4) Curved filament at end of spool - if you are past half way on spool, try a fresh spool as a test.

5) curved angle feeding into feeder - put the filament on the floor -makes a MASSIVE difference.

6) Head too tight? Bizarrely MANY people loosen the 4 screws on the head by just a bit maybe 1/2 mm and suddenly they can print just fine! Has to do with pressure on the white teflon isolator.

6b) Bowden pushing too hard - for the same reason you don't want the bowden pushing too hard on the isolator.

6c) Spring pushing too hard. Although you want a gap you want as small as possible a gap between teflon isolator and steel isolator nut such that the spring is compressed as little as possible.

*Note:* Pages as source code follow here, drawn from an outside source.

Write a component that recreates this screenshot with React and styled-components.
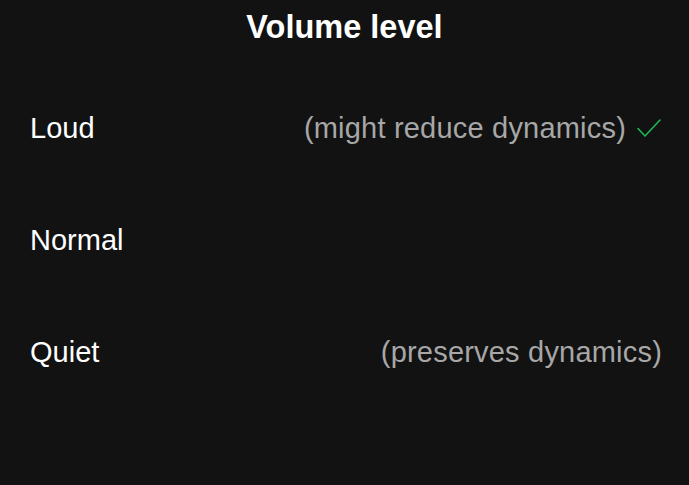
import React from "react";
import styled, { createGlobalStyle } from "styled-components";

const GlobalStyle = createGlobalStyle`
  html, body {
    margin: 0;
    padding: 0;
    background: #121212;
  }
  body {
    font-family: "Liberation Sans", Arial, sans-serif;
  }
`;

const OPTIONS = [
  { label: "Loud", note: "(might reduce dynamics)", selected: true },
  { label: "Normal", note: "" },
  { label: "Quiet", note: "(preserves dynamics)" }
];

export default function App() {
  return (
    <Page>
      <GlobalStyle />
      <Title>Volume level</Title>
      <List>
        {OPTIONS.map(opt => (
          <Row key={opt.label}>
            <Label>{opt.label}</Label>
            <Right>
              {opt.note && <Note>{opt.note}</Note>}
              {opt.selected && (
                <Check width="26" height="22" viewBox="0 0 26 22">
                  <path d="M2 11.5 L9 19 L24 3" />
                </Check>
              )}
            </Right>
          </Row>
        ))}
      </List>
    </Page>
  );
}

const Page = styled.div`
  width: 689px;
  height: 485px;
  background: #121212;
  color: #fff;
  overflow: hidden;
`;

const Title = styled.h1`
  margin: 0;
  height: 52px;
  line-height: 54px;
  text-align: center;
  font-size: 32.5px;
  font-weight: 700;
  color: #fff;
`;

const List = styled.div`
  display: flex;
  flex-direction: column;
  padding: 20px 27px 0 30px;
`;

const Row = styled.div`
  display: flex;
  align-items: center;
  justify-content: space-between;
  height: 112px;
`;

const Label = styled.span`
  font-size: 29px;
  color: #fff;
`;

const Right = styled.div`
  display: flex;
  align-items: center;
  gap: 10px;
`;

const Note = styled.span`
  font-size: 29px;
  letter-spacing: 0.2px;
  color: #a7a7a7;
`;

const Check = styled.svg`
  fill: none;
  stroke: #1db954;
  stroke-width: 1.6;
  stroke-linecap: round;
  stroke-linejoin: round;
`;
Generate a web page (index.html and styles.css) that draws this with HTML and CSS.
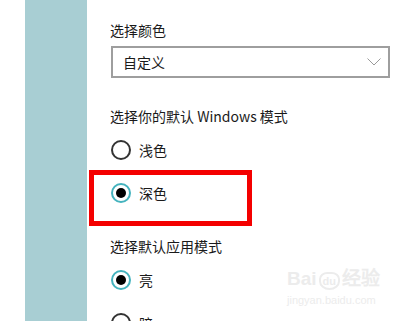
FILE: index.html
```html
<!DOCTYPE html>
<html lang="zh-CN">
<head>
  <meta charset="UTF-8">
  <meta name="viewport" content="width=device-width, initial-scale=1.0">
  <title>颜色</title>
  <link rel="stylesheet" href="styles.css">
</head>
<body>
  <div class="page">
    <div class="gutter"></div>
    <div class="sidebar"></div>

    <div class="settings">
      <div class="label first">选择颜色</div>
      <div class="select">
        <span>自定义</span>
        <svg class="chevron" width="14" height="8" viewBox="0 0 14 8">
          <path d="M0.5 0.5 L7 7 L13.5 0.5" fill="none" stroke="#9a9a9a" stroke-width="1"/>
        </svg>
      </div>

      <div class="label section">选择你的默认 Windows 模式</div>
      <div class="radio-row top">
        <span class="radio"></span>
        <span>浅色</span>
      </div>
      <div class="radio-row">
        <span class="radio checked"></span>
        <span>深色</span>
      </div>

      <div class="label section2">选择默认应用模式</div>
      <div class="radio-row top">
        <span class="radio checked"></span>
        <span>亮</span>
      </div>
      <div class="radio-row">
        <span class="radio"></span>
        <span>暗</span>
      </div>

      <!-- red marker around the selected option -->
      <div class="highlight"></div>
    </div>

    <div class="watermark">
      <div class="wm-logo">Bai<span class="paw">du</span>经验</div>
      <div class="wm-url">jingyan.baidu.com</div>
    </div>
  </div>
</body>
</html>
```

FILE: styles.css
```css
body {
  margin: 0;
  padding: 0;
  background-color: #fff;
  font-family: "Noto Sans CJK SC", "Noto Sans", sans-serif;
  color: #1a1a1a;
  overflow: hidden;
}

.page {
  position: relative;
  display: flex;
  width: 405px;
  height: 321px;
  overflow: hidden;
}

.gutter {
  width: 25px;
  flex: none;
}

.sidebar {
  width: 62px;
  flex: none;
  background-color: #a8ced3;
}

.settings {
  position: relative;
  flex: 1;
  padding: 20px 15px 0 23px;
}

.label {
  font-size: 14px;
  line-height: 20px;
  height: 20px;
}

.section {
  margin-top: 28px;
}

.section2 {
  margin-top: 31px;
}

.select {
  margin-top: 6px;
  margin-left: 1px;
  height: 28px;
  border: 2px solid #9e9e9e;
  display: flex;
  align-items: center;
  justify-content: space-between;
  padding: 0 7px 0 10px;
  font-size: 14px;
}

.chevron {
  display: block;
}

.radio-row {
  display: flex;
  align-items: center;
  gap: 8px;
  height: 24px;
  margin-top: 19px;
  margin-left: 1px;
  font-size: 14px;
}

.radio-row.top {
  margin-top: 12px;
}

.radio {
  width: 16px;
  height: 16px;
  border: 2px solid #333;
  border-radius: 50%;
  position: relative;
  flex: none;
}

.radio.checked {
  border: 2px solid #44b3be;
}

.radio.checked::after {
  content: "";
  position: absolute;
  left: 3px;
  top: 3px;
  width: 10px;
  height: 10px;
  border-radius: 50%;
  background-color: #000;
}

.highlight {
  position: absolute;
  left: 2px;
  top: 170px;
  width: 153px;
  height: 46px;
  border: 5px solid #f40000;
}

.watermark {
  position: absolute;
  left: 287px;
  top: 264px;
  color: #ececec;
  font-family: "Liberation Sans", sans-serif;
}

.wm-logo {
  font-size: 19px;
  font-weight: bold;
  line-height: 30px;
}

.paw {
  display: inline-block;
  font-size: 11px;
  border: 2px solid #ececec;
  border-radius: 40% 40% 50% 50%;
  padding: 0 2px;
  margin: 0 2px;
  line-height: 14px;
}

.wm-url {
  font-size: 11px;
  line-height: 12px;
}
```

7) clogged nozzle - the number one problem of course - even if it seems clear. There can be build up on the inside of the nozzle that only burning with a flame can turn to ash and remove. Sometimes a grain of sand gets in there but that's more obvious (it just won't print). Atomic method (cold pull) helps but occasionally you need to remove the entire heater block/nozzle assembly and use flame. Or soak it in acetone overnight (after removing 90% of the material with cold pull).

8) Temp Sensor bad - even the good ones vary by +/- 5C and bad ones can be any amount off - they usually read high and a working sensor can (rarely) fail high slowly over time. Meaning the sensor thinks you are at 220C but actually you are at 170C. At 170C the plastic is so viscous it can barely get out of the nozzle. You can verify your temp sensor using this simple video at youtube - on you tube search for this: mrZbX-SfftU

9) feeder spring issues - too tight, too loose

10) Other feeder issues, one of the nuts holding machine together often interferes with the feeder motor tilting it enough so that it still works but not very well. Other things that tilt the feeder motor, sleeve misaligned so it doesn't get a good grip. Gunk clogging the mechanism in there.

11) Filament diameter too big - 3mm is too much. 3mm filament is usually 2.85mm nominal or sometimes 2.9mm +/- .05. But some manufacturers (especially in china) make true 3.0mm filament with a tolerance of .1mm which is useless in an Ultimaker. It will print for a few meters and then clog so tight in the bowden you will have to remove the bowden from both ends to get the filament out. Throw that filament in the trash! It will save you weeks of pain

11b) Something wedged in with the filament. I was setting up 5 printers at once and ran filament change on all of them. One was slowly moving the filament through the tube and was almost to the head when I pushed the button and it sped up and ground the filament badly. I didn't think it was a problem and went ahead and printed something but there was a ground up spot followed by a flap of filament that got jammed in the bowden tube. Having the "plus" upgrade or using the IRobertI feeder helps you feel this with your hand by sliding the filament through the bowden a bit to see if it is stuck.

12) Hot weather. If air is above 30C or even possibly 25C, the air temperature combined with the extruder temperature can soften the filament inside the feeder such that it is getting squeezed flat as it passes through the feeder - this is obvious as you can see the problem in the bowden. The fix is to add a desk fan blowing on the back of the printer. Not an issue on the UM2 "plus" series.

13) Crimped bowden. At least one person had an issue where the bowden was crimped a bit too much at the feeder and although the printer worked fine when new it eventually got worse and had underextrusion on random layers. it's easy to pull the bowden out of the feeder end and examine it.

14) Small nozzle. Rumor has it some of the .4mm nozzles are closer to .35mm. Not sure if this is actually true. I'm a bit skeptical but try a .6mm nozzle maybe.

15) CF filament. The knurled sleeve in the extruder can get ground down smooth - particularly from carbon fill. 4 spools of CF will destroy not just nozzles but the knurled sleeve also. Look at it visually where the filament touches the "pyramids". Make sure the pyramids are sharp.